The arts require innovation, perhaps more than any other field. Or perhaps it is that the arts allow for great measures of unbridled creative thinking. Success in formal schooling (up to a point?) does not ask for nor necessarily nourish innovation. And if these are not sought elsewhere, the pupil may be destined to a life of intellectual subservience or, as is observed more frequently, megalomaniac perpetration of old (and plagiarised) or empty (and useless) ideas.

In effect, it may be argued then that the pupil her/himself must have an interest. But where do interests come from? Arguably, culture. The home environment. The community. The society. Exposure to life uncovers resonances and affinities; excitement and passion rise out of experience. And what constitutes this culture? Music, dance, drama, storytelling, images, poetry, film, spectacle (including installation), sport (which could be conceived as being a kind of performance art)…

The pupil is enriched and begins to realise the endlessness (temporal) and limitlessness (spatial) of possibility. In them is sparked a thirst for exploration, discovery, challenge and the kind of enlightenment (small ‘e’) that no curriculum alone can teach. The journey becomes a personal one, whose destination and itinerary are determined on a uniquely individual basis. This is what takes the idea of growth to a transcendental level.

And precisely because of the “anti-social”* nature of this task, many are intimidated to take it on (* in parentheses because it is activity that hegemonic society sees as adverse/antagonistic to its project of control through conformity, despite the fact that it is only very rarely malevolently anarchic). Those daring few are discouraged from the outset and from every level and angle. Fittingly with society’s ideological perspectives, economic reward or even basic subsistence is difficult to come by for these betrayers of the holy social grail (ironically, it is often a mark of financial success and high status to indulge in consumption, observation and patronage of the arts). Hopefully these setbacks will “reform” the deviants and re-assimilate them back into the mainstream working world. “Less innovation!” preaches The Manager up in his panopticon-like tower.


It would do us the opposite of harm to rethink the merits of (and carefully-contrived intentions behind) sticking to the “straight-and-narrow”.

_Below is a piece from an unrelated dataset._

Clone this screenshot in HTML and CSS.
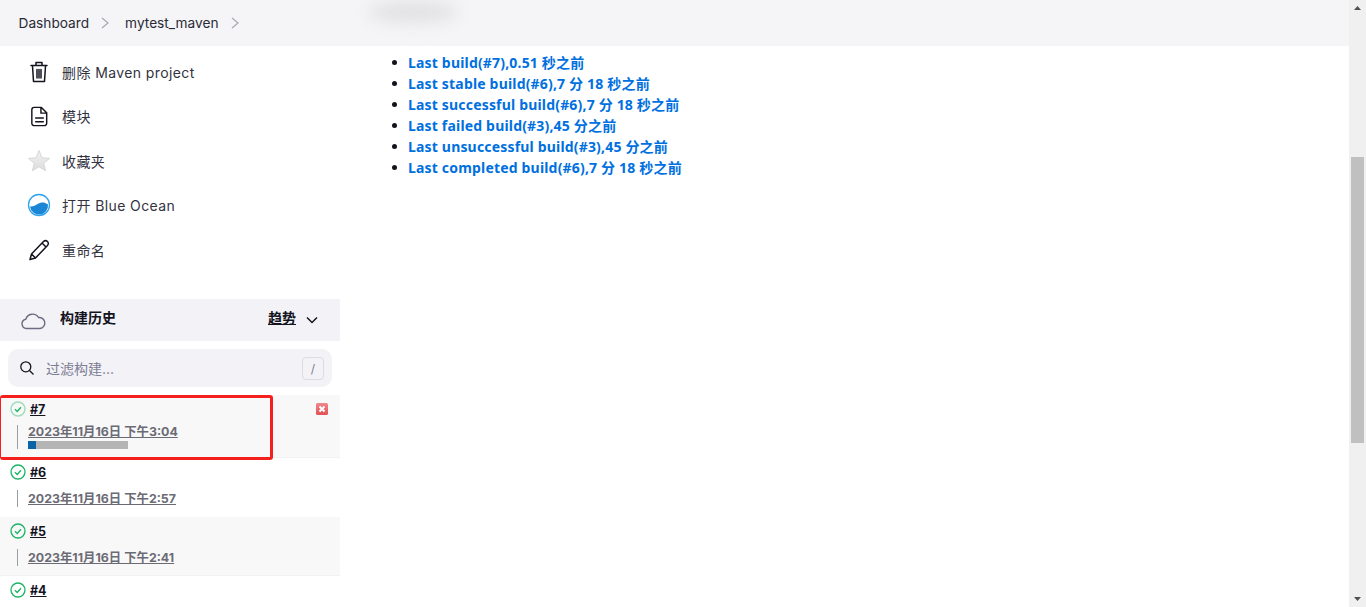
FILE: index.html
```html
<!DOCTYPE html>
<html lang="zh-CN">
<head>
<meta charset="utf-8">
<title>mytest_maven</title>
<link rel="stylesheet" href="styles.css">
</head>
<body>
<div class="page">
  <div class="content">
    <header class="crumbs">
      <a class="crumb">Dashboard</a>
      <svg class="sep" viewBox="0 0 10 14"><path d="M2 2l6 5-6 5"/></svg>
      <a class="crumb">mytest_maven</a>
      <svg class="sep" viewBox="0 0 10 14"><path d="M2 2l6 5-6 5"/></svg>
      <span class="blur"></span>
    </header>
    <div class="body">
      <aside class="side">
        <nav class="tasks">
          <a class="task"><span class="ti"><svg viewBox="0 0 24 24" width="24" height="24" class="line"><path d="M4 5.500h16M9 5V2.500h6V5M5.500 6l1 15.500h11l1-15.500M10 9.500v8.500M12 9.500v8.500M14 9.500v8.500"/></svg></span>删除 Maven project</a>
          <a class="task"><span class="ti"><svg viewBox="0 0 24 24" width="23" height="23" class="line"><path d="M6.500 2.500h7.500l5.500 5.500v11a2.500 2.500 0 0 1-2.500 2.500H6.500A2.500 2.500 0 0 1 4 19V5a2.500 2.500 0 0 1 2.500-2.500zM13.500 3v5.500h5.500M8 13.500h8M8 17.500h8"/></svg></span>模块</a>
          <a class="task"><span class="ti"><svg viewBox="0 0 24 24" width="24" height="24"><defs><linearGradient id="star" x1="0" y1="0" x2="0" y2="1"><stop offset="0" stop-color="#f2f2f2"/><stop offset="1" stop-color="#dcdcdc"/></linearGradient></defs><path d="M12 1.500l3 7.300 7.500.6-5.700 4.900 1.800 7.400L12 17.800l-6.600 3.900 1.800-7.400L1.500 9.400 9 8.800z" fill="url(#star)" stroke="#d8d8d8"/></svg></span>收藏夹</a>
          <a class="task"><span class="ti"><svg viewBox="0 0 24 24" width="24" height="24"><circle cx="12" cy="12" r="10.500" fill="#fff" stroke="#2ea3ee" stroke-width="1.300"/><path d="M3 13.500c3 .5 5-1 7.500-2.500 3-2 7-2.500 10.500.5a9 9 0 0 1-18 2z" fill="#1c86d6"/></svg></span>打开 Blue Ocean</a>
          <a class="task"><span class="ti"><svg viewBox="0 0 24 24" width="24" height="24" class="line"><path d="M3 21.500l1.500-5.500L16.500 3.500a2.500 2.500 0 0 1 4 4L8.500 20zM4.500 16l4 4M15 5l4 4"/></svg></span>重命名</a>
        </nav>
        <section class="history">
          <div class="hhead">
            <svg class="cloud" viewBox="0 0 26 18" width="26" height="18"><path d="M6.500 16.500a4.700 4.700 0 0 1-.7-9.300A7 7 0 0 1 18.500 5.500a5.500 5.500 0 0 1 1.500 11z"/></svg>
            <span class="htitle">构建历史</span>
            <a class="trend">趋势</a>
            <svg class="chev" viewBox="0 0 12 8" width="12" height="8"><path d="M1 1.500l5 5 5-5"/></svg>
          </div>
          <div class="filter">
            <svg class="glass" viewBox="0 0 16 16" width="16" height="16"><circle cx="6.800" cy="6.800" r="5"/><path d="M10.500 10.500l4 4"/></svg>
            <span class="ph">过滤构建...</span>
            <kbd class="key">/</kbd>
          </div>
          <div class="builds">
            <article class="build alt running">
              <div class="bline">
                <svg class="ok faded" viewBox="0 0 16 16" width="16" height="16"><circle cx="8" cy="8" r="7"/><path d="M5 8.300l2.200 2.200 3.800-4.300"/></svg>
                <a class="num">#7</a>
              </div>
              <div class="dline">
                <a class="date">2023年11月16日 下午3:04</a>
                <div class="bar"><span class="fill"></span></div>
              </div>
              <svg class="stop" viewBox="0 0 12 12" width="12" height="12"><defs><linearGradient id="red" x1="0" y1="0" x2="0" y2="1"><stop offset="0" stop-color="#f08a8a"/><stop offset="1" stop-color="#e25055"/></linearGradient></defs><rect width="12" height="12" rx="1.500" fill="url(#red)"/><path d="M3.500 3.500l5 5M8.500 3.500l-5 5" stroke="#fff" stroke-width="2"/></svg>
              <span class="mark"></span>
            </article>
            <article class="build">
              <div class="bline">
                <svg class="ok" viewBox="0 0 16 16" width="16" height="16"><circle cx="8" cy="8" r="7"/><path d="M5 8.300l2.200 2.200 3.800-4.300"/></svg>
                <a class="num">#6</a>
              </div>
              <div class="dline"><a class="date">2023年11月16日 下午2:57</a></div>
            </article>
            <article class="build alt">
              <div class="bline">
                <svg class="ok" viewBox="0 0 16 16" width="16" height="16"><circle cx="8" cy="8" r="7"/><path d="M5 8.300l2.200 2.200 3.800-4.300"/></svg>
                <a class="num">#5</a>
              </div>
              <div class="dline"><a class="date">2023年11月16日 下午2:41</a></div>
            </article>
            <article class="build">
              <div class="bline">
                <svg class="ok" viewBox="0 0 16 16" width="16" height="16"><circle cx="8" cy="8" r="7"/><path d="M5 8.300l2.200 2.200 3.800-4.300"/></svg>
                <a class="num">#4</a>
              </div>
            </article>
          </div>
        </section>
      </aside>
      <main class="main">
        <ul class="perma">
          <li><a>Last build(#7),0.51 秒之前</a></li>
          <li><a>Last stable build(#6),7 分 18 秒之前</a></li>
          <li><a>Last successful build(#6),7 分 18 秒之前</a></li>
          <li><a>Last failed build(#3),45 分之前</a></li>
          <li><a>Last unsuccessful build(#3),45 分之前</a></li>
          <li><a>Last completed build(#6),7 分 18 秒之前</a></li>
        </ul>
      </main>
    </div>
  </div>
  <div class="scrollbar">
    <svg class="arrow" viewBox="0 0 7 4" width="7" height="4"><path d="M3.500 0L7 4H0z"/></svg>
    <div class="track"><div class="thumb"></div></div>
    <svg class="arrow" viewBox="0 0 7 4" width="7" height="4"><path d="M0 0h7L3.500 4z"/></svg>
  </div>
</div>
</body>
</html>
```
FILE: styles.css
```css
* { box-sizing: border-box; }
html, body { margin: 0; height: 100%; overflow: hidden; background: #fff; }
body { font-family: Inter, "Noto Sans CJK SC", sans-serif; font-size: 14px; color: #14141f; }
.page { display: flex; height: 607px; }
.content { flex: 1; min-width: 0; display: flex; flex-direction: column; }

.crumbs { position: relative; height: 46px; background: #f5f5f7; display: flex; align-items: center; padding-left: 18.500px; }
.crumb { color: #2a2a36; font-size: 13.700px; }
.sep { width: 10px; height: 14px; margin: 0 15px 0 11px; fill: none; stroke: #a8a8b0; stroke-width: 1.200; }
.blur { position: absolute; left: 368px; top: 2px; width: 90px; height: 20px; border-radius: 50%; background: #e0e0e3; filter: blur(8px); }

.body { flex: 1; display: flex; min-height: 0; }
.side { width: 340px; flex: none; }
.tasks { padding-top: 3.500px; }
.task { display: flex; align-items: center; height: 44.500px; padding-left: 27px; color: #33333f; font-size: 14px; letter-spacing: .4px; }
.ti { width: 24px; height: 24px; margin-right: 11px; display: flex; align-items: center; justify-content: center; }
.line { fill: none; stroke: #14141f; stroke-width: 1.500; stroke-linecap: round; stroke-linejoin: round; }

.history { margin-top: 27px; }
.hhead { height: 42px; background: #f3f3f7; display: flex; align-items: center; padding: 0 22px 0 20px; }
.cloud { fill: none; stroke: #6b6b82; stroke-width: 1.400; margin-top: 2px; }
.htitle { margin: 0 0 7px 14px; font-size: 14px; font-weight: 700; flex: 1; }
.trend { margin-bottom: 7px; font-size: 14px; font-weight: 700; text-decoration: underline; }
.chev { margin-left: 10px; fill: none; stroke: #14141f; stroke-width: 1.500; }

.filter { margin: 8px; height: 38px; border-radius: 10px; background: #f3f3f7; display: flex; align-items: center; padding: 0 8px 0 11px; }
.glass { fill: none; stroke: #14141f; stroke-width: 1.300; }
.ph { margin-left: 11px; flex: 1; color: #7d7d94; font-size: 14px; }
.key { width: 22px; height: 23px; border: 1px solid #dcdce3; border-radius: 4px; display: flex; align-items: center; justify-content: center; font: 12px Inter, sans-serif; color: #7d7d94; }

.build { position: relative; height: 59px; padding: 5px 0 0 10px; }
.alt { background: #f8f8f8; border-bottom: 1px solid #f2f2f2; }
.running { height: 63px; }
.bline { display: flex; align-items: center; height: 18px; }
.ok { fill: none; stroke: #1ab465; stroke-width: 1.300; overflow: visible; }
.faded circle { stroke: #9fddbd; stroke-width: 1.500; }
.num { margin-left: 4px; font-size: 12.500px; font-weight: 700; text-decoration: underline; color: #14141f; }
.dline { margin: 9px 0 0 7px; padding-left: 10px; border-left: 1px solid #9c9ca6; min-height: 17px; }
.date { display: block; font-size: 12.400px; line-height: 14px; font-weight: 700; color: #6b6b75; text-decoration: underline; padding-top: 2px; }
.running .date { margin-top: -2px; padding-top: 0; }
.bar { width: 100px; height: 8px; background: #b5b5b5; margin-top: 2px; }
.fill { display: block; width: 8px; height: 8px; background: #0a64a8; }
.stop { position: absolute; left: 316px; top: 8px; }
.mark { position: absolute; left: 0; top: 0; width: 273px; height: 65px; border: 3px solid #f5201c; border-left-width: 1px; border-radius: 3px; }

.main { flex: 1; min-width: 0; }
.perma { margin: 6px 0 0; padding: 0 0 0 68px; list-style: none; font-family: "Noto Sans", "Noto Sans CJK SC", sans-serif; font-size: 14px; letter-spacing: .18px; line-height: 21px; font-weight: 700; }
.perma li { display: flex; align-items: center; }
.perma li::before { content: ""; width: 5px; height: 5px; border-radius: 50%; background: #14141f; margin: 0 11.500px 0 -16.500px; }
.perma a { color: #0070e0; }

.scrollbar { width: 17px; flex: none; background: #f0f0f0; display: flex; flex-direction: column; align-items: center; padding: 6px 0; }
.arrow { fill: #505050; flex: none; }
.track { flex: 1; width: 100%; padding: 147px 2px 0; }
.thumb { height: 286px; background: #c0c0c0; }
```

Now is always the time to (a part of me wanted to say “rebel”)… express

© Lulu Kitololo

Monday, November 21, 2005

Make me A Break

I have had to
BREAK
Old ties
Lose touch
with previous fixtures
Steer clear
of echoing voices
from an indiscriminate time
Uproot and aim for relocation
of endangered pieces
that pieced me together
piecemeal.

I have had to
BREAK
With half-hearted satisfaction
of meals I didn’t ask for
And tricks I played
on my senses
Whims I traveled senseless
Crumbs I licked
whose beauty,
once invented,
now,
fades.

I have had to
BREAK
Out of the scrutinizing spotlight
that demands performance
of me,
That attempts even
to set the key
for songs I
must
sing.
They expect to see me drumming
Instead I play piano
While talking fighting words
of attack, submit
and retreat…

I have had to
BREAK
through
To let some air
in
To let some light
out
To take it all
A-part
To
piece
It all
Together

Thursday, November 03, 2005

No More Questions

I’m at one of those stages where I’m too tired to ask questions. Not to be alarmed, this is not a permanent transition. Is anything truly ever? But hold up, that’s a question and right now, I’m not interested in those. There is an indefinable space between questions and answers that deserves veneration. A temporal space of indiscriminate creation that carries the weight of difficult demands and allows in the multi-dimensional influx of possibilities, truths and inventions. It’s an extremely difficult place. Pride fights with many suggestions, emotions struggle with others and though I may appear to be cool-calm on the outside, my inside is war-torn, ravaged and bleeding.

I’m realising, or rather admitting, that my entire existence is laden with lies. What I know of my place in the world is built on artificialities and selective amnesia. It’s not an easy thing to deal with in your mid-twenties. Supposedly a time of consolidation yet now realising that the entire formative process was misdirected! But perhaps it is easier than were I 65.

I have to negotiate my position and create new meaning for it. My meaning. I must reinvestigate everything I have presumed and everything I have been taught and told. I must take over my education and determine its curriculum for myself. After all, when you really look at it – pierce through and break it down – I am the keeper and carrier of my sanity. Just me, alone and only.

I have often gazed at madness with a somewhat admiring eye. It is an excuse in itself. A reason not to have to conform to the (spiritually?) oppressive elements of the everyday. But at the end of the day, could it just be another way to escape accountability? Wait, that’s a question again. I always try and listen to “bums” “crazy” people, lunatics, and observe them well and they often have extremely profound things to say and essentially simple truths to relay. And I ask myself why such wise people have been relegated to this (anti-) social position. I reply to myself that it is clearly because they have realised the high moral (?) cost of “normalness” and would rather be…free. For true, to see this world of ours, to really see it for all its hypocrisy, cruelty, injustice, delusion, depravity (and feel free to go on), is to be insane. I think that a lot of us know this and so choose to escape it through selective/voluntary ignorance. It’s much easier that way, much more conducive to a certain (widely-held) definition of “living”. But I keep coming back to the point where I demand of myself if that truly is living. I battle whether that is a kind of living that I can find peace with. That I can deal with, wake up every morning without even stirrings of guilt, shame and self-repudiation.

And “all the questions I can ask only I can answer” but, that’s the most challenging kind of work that this life affords. Indeed this must be the meaning/purpose of life…to figure out how to keep on living. Not in terms of basic survival (food, water, shelter) but in more ideological terms perhaps. Religion, ritual etc., we created these to give some meaning to things but, the purest of intentions are so easily corrupted. And so volatile to discuss. …To figure out a reason to keep on doing, to keep on being, to keep on smiling, to keep on hoping.

I retire to my suspended state, to let things wander in and out freely so that I may observe which ones can go the distance and make this committment. It's about that time for a real good dose of selfishness!